Period 4Q13/FY13
Actual vs. Expectations FY13 net profit (NP) of RM561.7m was in line with expectations which came in 2.1% and 3.0% above the street’s FY13E NP of RM550.0m and ours of RM545.1m, respectively.
Dividends A final single tier dividend of 175 sen was declared for the quarter, bringing the total for FY13 to 235 sen. This payout is 6.7% and 11.9% higher than our estimate and the previous FY12 dividend. This translates into a dividend yield of 3.6%.
Key Results Highlights QoQ, sales declined by 5.8% to RM1,138.3m while the net profit was down by 26.5% to RM100.5m, as expected. The weaker set of results was due to higher investment in marketing and promotion activities that is usually expended in the 4Q.
YoY, the 4Q13 revenue registered a marginal growth of 3.5%. This was mainly driven by domestic sales, which helped to mitigate the decline in export sales due to softer demand. Net profit only grew by 1.0% YoY mainly due to (i) weakening of the MYR against USD; (ii) higher input cost and (iii) higher effective tax rate (19.3% vs 11.9% in 4Q12).
YTD, Nestle’s net profit rose by 11.2% YoY backed by a 5.1% growth in sales.
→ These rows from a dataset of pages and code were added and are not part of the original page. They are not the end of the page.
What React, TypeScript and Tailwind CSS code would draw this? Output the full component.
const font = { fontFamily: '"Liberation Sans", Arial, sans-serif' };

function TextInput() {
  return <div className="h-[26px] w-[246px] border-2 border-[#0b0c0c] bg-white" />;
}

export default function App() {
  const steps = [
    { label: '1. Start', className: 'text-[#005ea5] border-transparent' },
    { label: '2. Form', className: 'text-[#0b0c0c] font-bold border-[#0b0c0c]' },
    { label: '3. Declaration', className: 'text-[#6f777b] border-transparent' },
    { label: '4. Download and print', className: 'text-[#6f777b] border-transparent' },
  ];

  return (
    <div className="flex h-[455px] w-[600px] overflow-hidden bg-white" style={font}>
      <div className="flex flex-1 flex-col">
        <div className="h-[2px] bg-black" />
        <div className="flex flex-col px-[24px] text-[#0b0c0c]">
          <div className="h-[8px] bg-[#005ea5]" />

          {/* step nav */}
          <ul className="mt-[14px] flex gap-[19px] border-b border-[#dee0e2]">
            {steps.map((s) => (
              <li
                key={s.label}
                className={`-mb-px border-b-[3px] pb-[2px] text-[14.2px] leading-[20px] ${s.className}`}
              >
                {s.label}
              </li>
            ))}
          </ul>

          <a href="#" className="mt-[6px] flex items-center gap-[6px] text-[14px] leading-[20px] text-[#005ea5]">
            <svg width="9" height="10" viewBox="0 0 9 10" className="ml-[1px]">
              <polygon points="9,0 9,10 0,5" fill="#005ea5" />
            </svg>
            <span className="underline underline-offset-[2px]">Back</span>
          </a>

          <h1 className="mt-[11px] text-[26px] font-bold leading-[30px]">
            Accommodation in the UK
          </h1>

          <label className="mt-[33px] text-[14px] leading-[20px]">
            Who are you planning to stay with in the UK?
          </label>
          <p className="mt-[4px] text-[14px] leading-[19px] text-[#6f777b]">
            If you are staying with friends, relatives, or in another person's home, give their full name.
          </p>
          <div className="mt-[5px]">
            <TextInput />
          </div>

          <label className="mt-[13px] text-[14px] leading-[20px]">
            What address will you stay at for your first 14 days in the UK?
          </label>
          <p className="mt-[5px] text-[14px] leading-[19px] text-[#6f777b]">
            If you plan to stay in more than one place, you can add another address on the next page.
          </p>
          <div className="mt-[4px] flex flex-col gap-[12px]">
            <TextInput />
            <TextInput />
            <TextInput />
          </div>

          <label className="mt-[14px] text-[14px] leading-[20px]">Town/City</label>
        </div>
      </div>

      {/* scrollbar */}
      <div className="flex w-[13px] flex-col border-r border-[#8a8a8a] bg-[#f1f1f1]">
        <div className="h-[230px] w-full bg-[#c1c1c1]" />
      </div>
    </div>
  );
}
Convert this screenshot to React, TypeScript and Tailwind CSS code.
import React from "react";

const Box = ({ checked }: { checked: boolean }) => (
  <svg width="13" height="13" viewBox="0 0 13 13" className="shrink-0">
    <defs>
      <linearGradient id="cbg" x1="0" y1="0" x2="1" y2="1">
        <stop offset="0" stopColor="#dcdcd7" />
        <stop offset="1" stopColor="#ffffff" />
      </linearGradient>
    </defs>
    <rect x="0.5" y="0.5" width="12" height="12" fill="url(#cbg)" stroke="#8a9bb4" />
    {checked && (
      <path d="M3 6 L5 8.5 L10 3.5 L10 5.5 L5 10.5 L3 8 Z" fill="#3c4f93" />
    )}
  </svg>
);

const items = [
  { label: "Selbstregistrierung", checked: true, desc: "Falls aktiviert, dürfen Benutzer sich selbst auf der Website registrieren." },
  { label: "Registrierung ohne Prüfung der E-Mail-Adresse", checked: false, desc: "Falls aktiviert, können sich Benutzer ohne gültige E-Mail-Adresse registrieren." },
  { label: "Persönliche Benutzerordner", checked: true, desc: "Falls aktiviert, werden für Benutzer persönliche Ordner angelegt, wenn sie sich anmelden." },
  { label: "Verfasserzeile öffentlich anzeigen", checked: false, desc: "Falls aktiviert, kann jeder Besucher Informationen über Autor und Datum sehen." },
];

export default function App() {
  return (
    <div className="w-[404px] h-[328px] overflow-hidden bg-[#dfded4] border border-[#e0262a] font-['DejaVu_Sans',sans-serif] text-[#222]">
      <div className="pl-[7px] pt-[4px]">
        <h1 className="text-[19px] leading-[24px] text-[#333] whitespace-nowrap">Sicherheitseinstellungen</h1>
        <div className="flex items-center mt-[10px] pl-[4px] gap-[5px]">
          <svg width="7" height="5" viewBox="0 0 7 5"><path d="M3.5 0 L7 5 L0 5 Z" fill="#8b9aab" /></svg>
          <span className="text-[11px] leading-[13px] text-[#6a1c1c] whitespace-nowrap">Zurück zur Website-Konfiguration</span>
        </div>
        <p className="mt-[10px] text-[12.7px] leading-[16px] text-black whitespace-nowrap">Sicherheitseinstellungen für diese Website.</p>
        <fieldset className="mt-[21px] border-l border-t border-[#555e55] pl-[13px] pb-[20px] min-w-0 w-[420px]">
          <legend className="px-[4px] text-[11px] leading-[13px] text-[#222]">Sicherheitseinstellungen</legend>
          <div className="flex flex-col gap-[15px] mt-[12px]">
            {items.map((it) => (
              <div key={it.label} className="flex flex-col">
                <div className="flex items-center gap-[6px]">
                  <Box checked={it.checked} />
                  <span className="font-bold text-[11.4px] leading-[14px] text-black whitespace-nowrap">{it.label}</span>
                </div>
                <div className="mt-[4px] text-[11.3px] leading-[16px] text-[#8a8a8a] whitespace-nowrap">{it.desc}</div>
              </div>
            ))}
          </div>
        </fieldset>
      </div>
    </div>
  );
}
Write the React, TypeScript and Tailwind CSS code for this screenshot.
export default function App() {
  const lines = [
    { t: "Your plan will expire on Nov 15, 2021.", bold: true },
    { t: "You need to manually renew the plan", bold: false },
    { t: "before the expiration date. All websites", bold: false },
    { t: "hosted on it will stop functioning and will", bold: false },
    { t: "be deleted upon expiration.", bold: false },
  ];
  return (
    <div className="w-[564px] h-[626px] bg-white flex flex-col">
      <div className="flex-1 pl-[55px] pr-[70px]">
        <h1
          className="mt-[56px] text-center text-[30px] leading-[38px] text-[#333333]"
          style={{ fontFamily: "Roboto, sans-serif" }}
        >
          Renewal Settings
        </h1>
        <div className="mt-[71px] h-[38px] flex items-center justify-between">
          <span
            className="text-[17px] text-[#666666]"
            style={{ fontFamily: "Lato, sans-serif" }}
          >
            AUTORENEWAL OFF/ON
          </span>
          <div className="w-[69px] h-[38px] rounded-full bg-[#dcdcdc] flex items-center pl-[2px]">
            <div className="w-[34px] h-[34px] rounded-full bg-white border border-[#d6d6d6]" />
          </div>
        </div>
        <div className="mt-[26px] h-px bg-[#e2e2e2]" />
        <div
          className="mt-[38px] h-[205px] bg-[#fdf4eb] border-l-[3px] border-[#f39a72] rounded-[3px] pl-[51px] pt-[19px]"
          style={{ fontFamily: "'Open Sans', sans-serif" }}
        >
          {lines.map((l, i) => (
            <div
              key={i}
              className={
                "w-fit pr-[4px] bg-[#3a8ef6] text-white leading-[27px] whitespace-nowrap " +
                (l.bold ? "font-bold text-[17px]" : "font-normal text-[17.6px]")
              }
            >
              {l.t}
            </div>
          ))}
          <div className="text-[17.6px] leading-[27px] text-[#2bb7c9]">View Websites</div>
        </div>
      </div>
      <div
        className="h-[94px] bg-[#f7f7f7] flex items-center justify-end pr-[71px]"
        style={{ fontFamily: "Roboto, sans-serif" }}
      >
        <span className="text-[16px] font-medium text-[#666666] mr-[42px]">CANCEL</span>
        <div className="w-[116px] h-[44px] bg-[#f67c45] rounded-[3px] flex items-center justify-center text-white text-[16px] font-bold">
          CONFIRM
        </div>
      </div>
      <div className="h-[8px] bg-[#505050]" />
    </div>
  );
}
Despite a slowdown in export sales, the domestic demand was strong propelled by the marketing and promotion activities which resulted in several product categories such as Confectionery, Liquid Drinks and Food achieving robust double-digit growth. Due to an increase in the sales volume and lower net interest incurred, the FY13 net profit margin showed an improvement of 0.6ppt.
Outlook We continue to see sales growth opportunities for Nestle driven by its product innovations and marketing investments. Furthermore, we are expecting more capacities to be set up upon the completion of its Shah Alam manufacturing complex, which is anticipated to be completed in 2015.
Change to Forecasts After some fine-tuning, we are tweaking our FY14E and FY15E NPs higher by 7.1% and 7.3% from RM589.5m-RM636.9m to RM631.2m-RM683.6m, respectively.
Rating Maintain MARKET PERFORM
Valuation We believe investors have become more demanding in terms of yields since the bond market indicative’s 10- year MGS yield reversed from its low of 3.05% in May-13 to 4.20%. Nestle’s net dividend yield of 3.9% for FY14E may not satisfy growing investor appetite. Hence, we are downgrading the target PER to +1.5SD level of 27x (from +2SD level of 29x).
The revised FY14 EPS to 269.2 sen is offset by the derating of PER, and our target price is maintained at RM72.80.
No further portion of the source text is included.